Things to be careful about
There are a few common problems.
1. Using one bucket for everything without clear prefixes
This makes permissions, lifecycle policies, and troubleshooting harder. One bucket can still work, but the prefixes need discipline.
2. Mixing raw and transformed files together
If JSON, CSV, and final Parquet files all land in the same path, consumers get confused and automation becomes brittle.
3. Too many small files
Even if the folder structure is good, writing thousands of tiny files hurts query performance and job efficiency. Compaction matters.
4. Partitioning by ingestion when the business queries by event date
For demos, load date is fine. In production, analytical queries often care more about event time than ingestion time. You may need both as metadata, but not necessarily both as path partitions.
5. Renaming prefixes after many jobs are built
This looks harmless but creates downstream breakage, Glue crawler confusion, and permission drift. It is better to decide a reasonable pattern early.
What I would change in production
For a simple demo, one bucket and a few clean prefixes are enough. In production, I would usually add a few more controls:
- separate buckets or at least stricter IAM boundaries for sensitive data
- lifecycle policies for raw and staging zones
- file format standards, usually Parquet for curated data
- data quality checks before promoting data into curated
- compaction strategy to avoid small-file problems
- clear ownership for each source and dataset
I would also document the path contract in one short page.
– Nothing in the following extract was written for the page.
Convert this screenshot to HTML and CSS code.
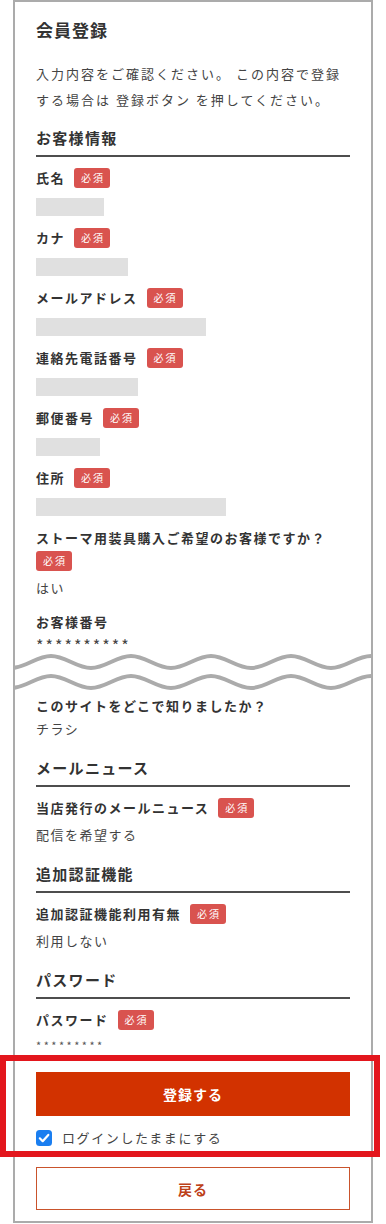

That sounds small, but it helps new engineers avoid inventing a different layout for every new pipeline.
Conclusion
S3 folder design in a data lake does not need to be complicated, but it should be intentional. A simple structure with clear zones, stable naming, and sensible partitioning is usually enough to keep the lake usable as it grows. If you set this up early, your future pipeline work, reprocessing, and analytics will be much easier to manage.